____ Data segment

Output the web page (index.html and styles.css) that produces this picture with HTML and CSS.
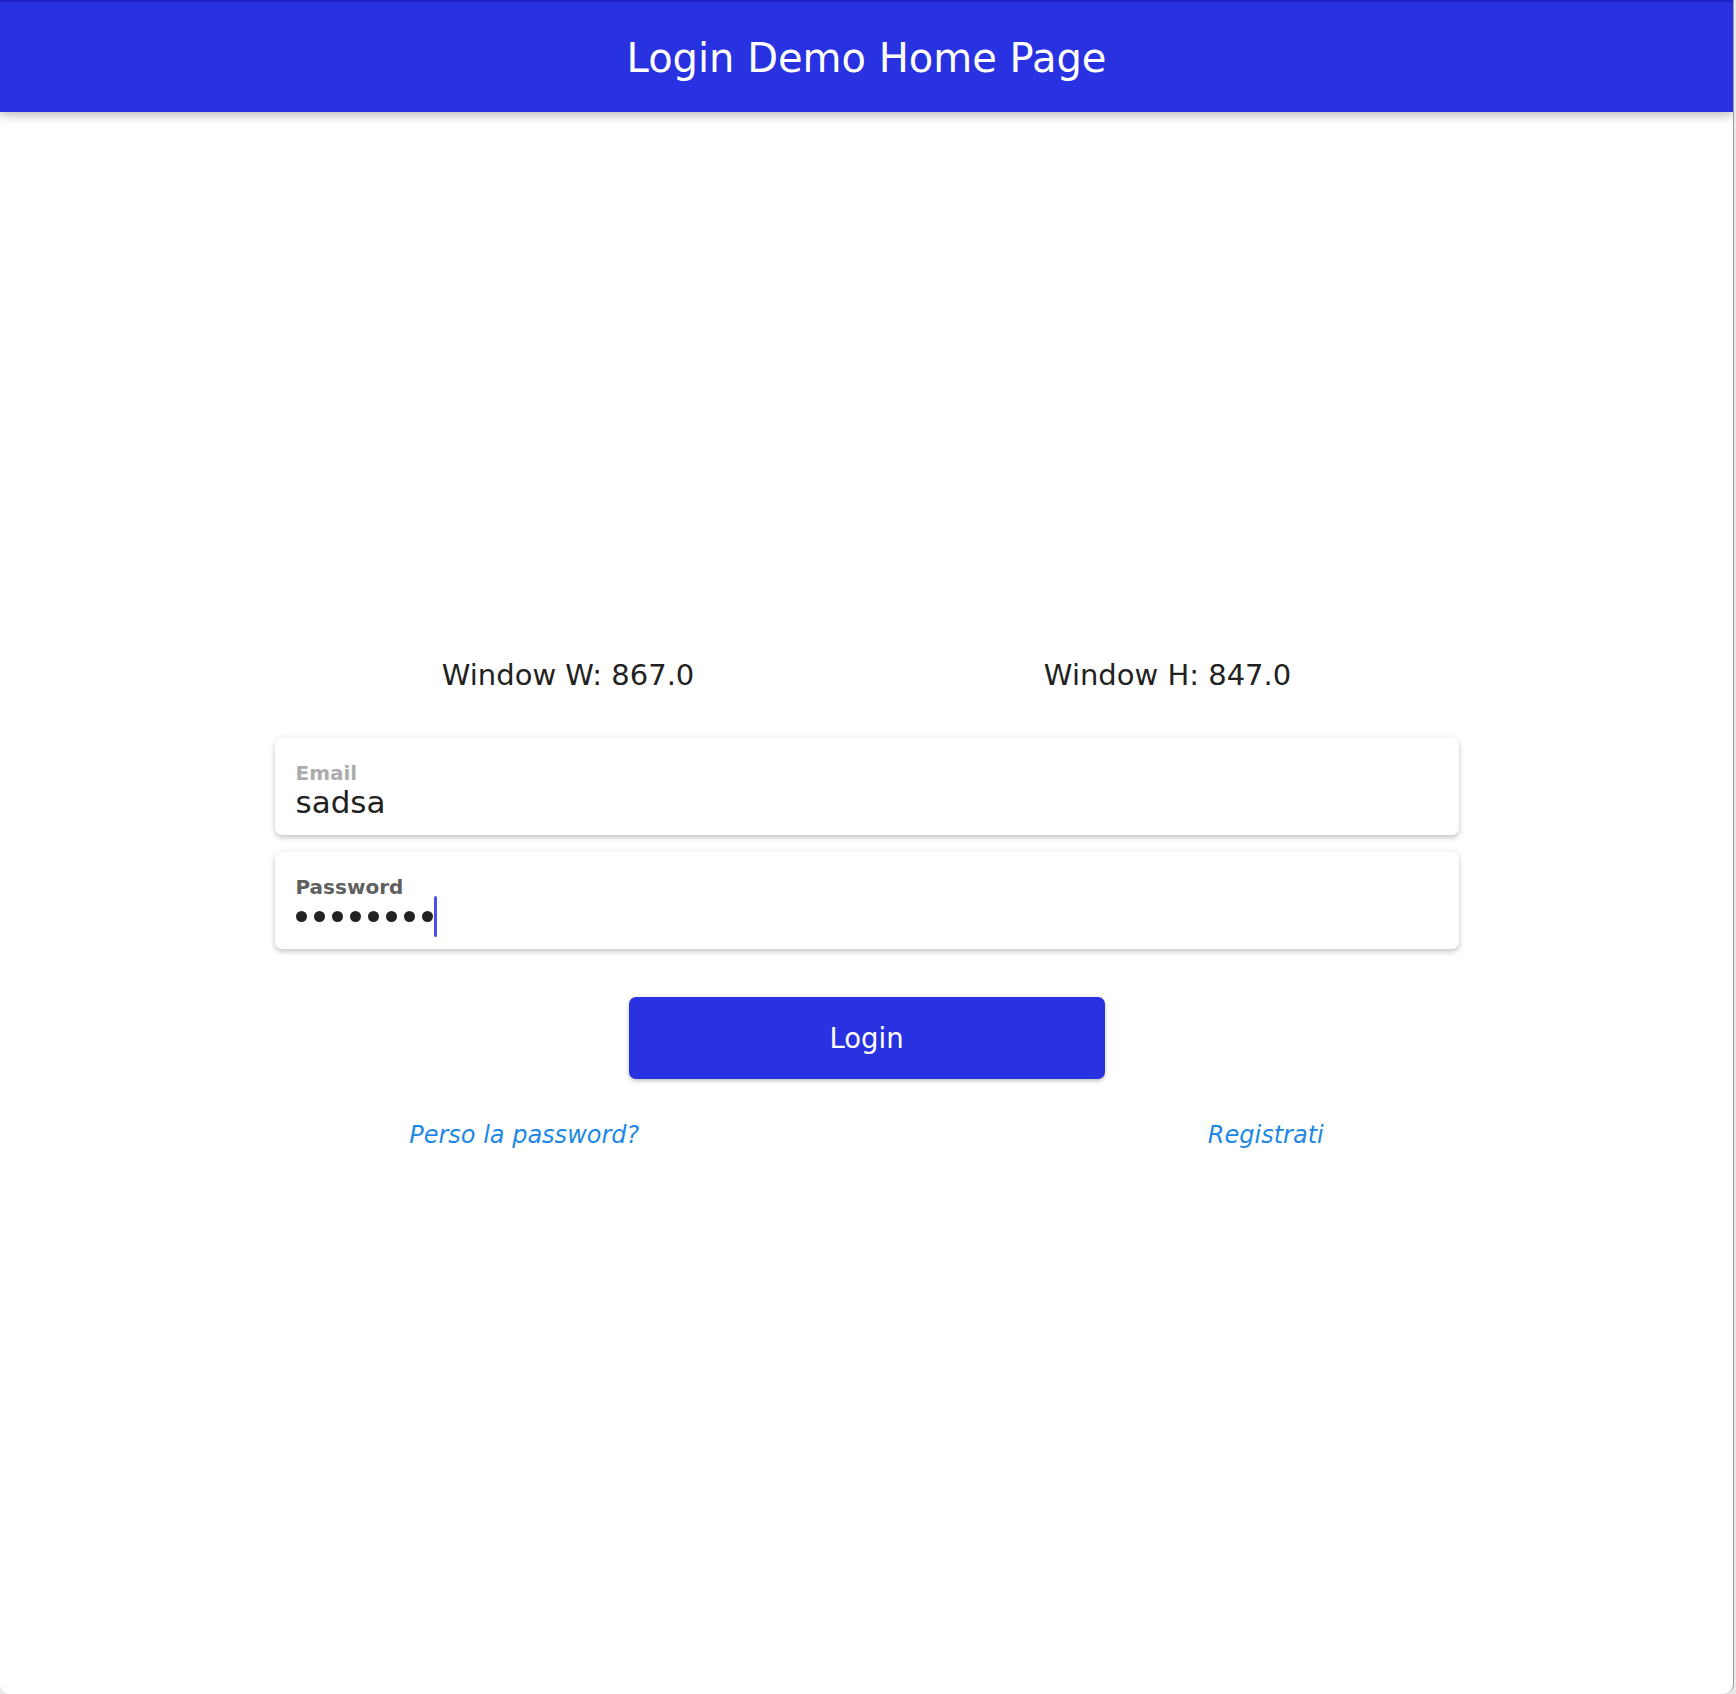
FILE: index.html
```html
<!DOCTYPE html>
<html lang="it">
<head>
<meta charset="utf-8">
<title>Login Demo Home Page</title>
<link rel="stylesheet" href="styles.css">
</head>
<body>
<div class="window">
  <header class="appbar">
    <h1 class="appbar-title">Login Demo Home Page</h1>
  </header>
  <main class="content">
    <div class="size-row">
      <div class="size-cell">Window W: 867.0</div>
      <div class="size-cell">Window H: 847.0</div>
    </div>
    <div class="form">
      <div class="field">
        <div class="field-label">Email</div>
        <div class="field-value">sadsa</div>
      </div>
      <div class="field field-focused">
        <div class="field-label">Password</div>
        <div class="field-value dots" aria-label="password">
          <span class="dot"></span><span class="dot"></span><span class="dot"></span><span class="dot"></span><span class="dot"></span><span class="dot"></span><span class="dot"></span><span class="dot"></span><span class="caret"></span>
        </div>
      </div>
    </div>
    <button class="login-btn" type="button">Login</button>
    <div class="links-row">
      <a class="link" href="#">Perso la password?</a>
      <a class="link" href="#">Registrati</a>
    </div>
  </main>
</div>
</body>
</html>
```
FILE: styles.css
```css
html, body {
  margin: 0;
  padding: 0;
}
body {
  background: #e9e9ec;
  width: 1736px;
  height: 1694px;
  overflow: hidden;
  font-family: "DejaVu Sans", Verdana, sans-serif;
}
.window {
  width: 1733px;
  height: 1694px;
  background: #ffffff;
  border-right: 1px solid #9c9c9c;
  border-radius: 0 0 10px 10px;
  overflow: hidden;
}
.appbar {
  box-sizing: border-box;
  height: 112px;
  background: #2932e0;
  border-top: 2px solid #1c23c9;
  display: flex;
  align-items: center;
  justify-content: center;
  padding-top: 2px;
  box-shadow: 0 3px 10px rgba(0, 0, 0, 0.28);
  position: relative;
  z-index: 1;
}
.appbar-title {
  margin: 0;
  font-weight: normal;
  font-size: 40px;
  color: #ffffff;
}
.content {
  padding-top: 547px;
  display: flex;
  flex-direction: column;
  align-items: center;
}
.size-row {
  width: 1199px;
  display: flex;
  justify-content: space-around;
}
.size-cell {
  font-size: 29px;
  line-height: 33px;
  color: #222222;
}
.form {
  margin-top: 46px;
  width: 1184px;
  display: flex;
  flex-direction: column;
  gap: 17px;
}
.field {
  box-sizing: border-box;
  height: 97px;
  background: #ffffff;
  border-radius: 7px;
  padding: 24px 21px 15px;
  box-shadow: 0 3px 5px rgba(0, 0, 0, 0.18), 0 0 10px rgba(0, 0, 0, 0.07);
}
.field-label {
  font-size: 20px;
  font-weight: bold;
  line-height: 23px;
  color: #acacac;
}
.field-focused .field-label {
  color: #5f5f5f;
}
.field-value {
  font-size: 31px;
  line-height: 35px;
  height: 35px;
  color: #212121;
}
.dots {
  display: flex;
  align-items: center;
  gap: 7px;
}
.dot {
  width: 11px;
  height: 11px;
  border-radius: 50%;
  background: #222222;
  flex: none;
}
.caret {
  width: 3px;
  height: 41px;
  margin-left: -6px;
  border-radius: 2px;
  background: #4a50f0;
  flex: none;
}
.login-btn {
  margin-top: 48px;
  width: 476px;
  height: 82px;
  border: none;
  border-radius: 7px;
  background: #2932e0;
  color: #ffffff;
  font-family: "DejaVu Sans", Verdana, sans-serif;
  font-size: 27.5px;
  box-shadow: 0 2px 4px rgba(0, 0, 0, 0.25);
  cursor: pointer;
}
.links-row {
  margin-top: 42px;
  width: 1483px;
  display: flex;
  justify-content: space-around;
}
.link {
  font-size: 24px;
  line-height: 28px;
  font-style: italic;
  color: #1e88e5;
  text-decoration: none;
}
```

________

Transcribe the whole listing exactly. Pictures are excluded.

Output the web page (index.html and styles.css) that produces this picture with HTML and CSS.
FILE: index.html
```html
<!DOCTYPE html>
<html lang="it">
<head>
<meta charset="utf-8">
<title>Login Demo Home Page</title>
<link rel="stylesheet" href="styles.css">
</head>
<body>
<div class="window">
  <header class="appbar">
    <h1 class="appbar-title">Login Demo Home Page</h1>
  </header>
  <main class="content">
    <div class="size-row">
      <div class="size-cell">Window W: 867.0</div>
      <div class="size-cell">Window H: 847.0</div>
    </div>
    <div class="form">
      <div class="field">
        <div class="field-label">Email</div>
        <div class="field-value">sadsa</div>
      </div>
      <div class="field field-focused">
        <div class="field-label">Password</div>
        <div class="field-value dots" aria-label="password">
          <span class="dot"></span><span class="dot"></span><span class="dot"></span><span class="dot"></span><span class="dot"></span><span class="dot"></span><span class="dot"></span><span class="dot"></span><span class="caret"></span>
        </div>
      </div>
    </div>
    <button class="login-btn" type="button">Login</button>
    <div class="links-row">
      <a class="link" href="#">Perso la password?</a>
      <a class="link" href="#">Registrati</a>
    </div>
  </main>
</div>
</body>
</html>
```
FILE: styles.css
```css
html, body {
  margin: 0;
  padding: 0;
}
body {
  background: #e9e9ec;
  width: 1736px;
  height: 1694px;
  overflow: hidden;
  font-family: "DejaVu Sans", Verdana, sans-serif;
}
.window {
  width: 1733px;
  height: 1694px;
  background: #ffffff;
  border-right: 1px solid #9c9c9c;
  border-radius: 0 0 10px 10px;
  overflow: hidden;
}
.appbar {
  box-sizing: border-box;
  height: 112px;
  background: #2932e0;
  border-top: 2px solid #1c23c9;
  display: flex;
  align-items: center;
  justify-content: center;
  padding-top: 2px;
  box-shadow: 0 3px 10px rgba(0, 0, 0, 0.28);
  position: relative;
  z-index: 1;
}
.appbar-title {
  margin: 0;
  font-weight: normal;
  font-size: 40px;
  color: #ffffff;
}
.content {
  padding-top: 547px;
  display: flex;
  flex-direction: column;
  align-items: center;
}
.size-row {
  width: 1199px;
  display: flex;
  justify-content: space-around;
}
.size-cell {
  font-size: 29px;
  line-height: 33px;
  color: #222222;
}
.form {
  margin-top: 46px;
  width: 1184px;
  display: flex;
  flex-direction: column;
  gap: 17px;
}
.field {
  box-sizing: border-box;
  height: 97px;
  background: #ffffff;
  border-radius: 7px;
  padding: 24px 21px 15px;
  box-shadow: 0 3px 5px rgba(0, 0, 0, 0.18), 0 0 10px rgba(0, 0, 0, 0.07);
}
.field-label {
  font-size: 20px;
  font-weight: bold;
  line-height: 23px;
  color: #acacac;
}
.field-focused .field-label {
  color: #5f5f5f;
}
.field-value {
  font-size: 31px;
  line-height: 35px;
  height: 35px;
  color: #212121;
}
.dots {
  display: flex;
  align-items: center;
  gap: 7px;
}
.dot {
  width: 11px;
  height: 11px;
  border-radius: 50%;
  background: #222222;
  flex: none;
}
.caret {
  width: 3px;
  height: 41px;
  margin-left: -6px;
  border-radius: 2px;
  background: #4a50f0;
  flex: none;
}
.login-btn {
  margin-top: 48px;
  width: 476px;
  height: 82px;
  border: none;
  border-radius: 7px;
  background: #2932e0;
  color: #ffffff;
  font-family: "DejaVu Sans", Verdana, sans-serif;
  font-size: 27.5px;
  box-shadow: 0 2px 4px rgba(0, 0, 0, 0.25);
  cursor: pointer;
}
.links-row {
  margin-top: 42px;
  width: 1483px;
  display: flex;
  justify-content: space-around;
}
.link {
  font-size: 24px;
  line-height: 28px;
  font-style: italic;
  color: #1e88e5;
  text-decoration: none;
}
```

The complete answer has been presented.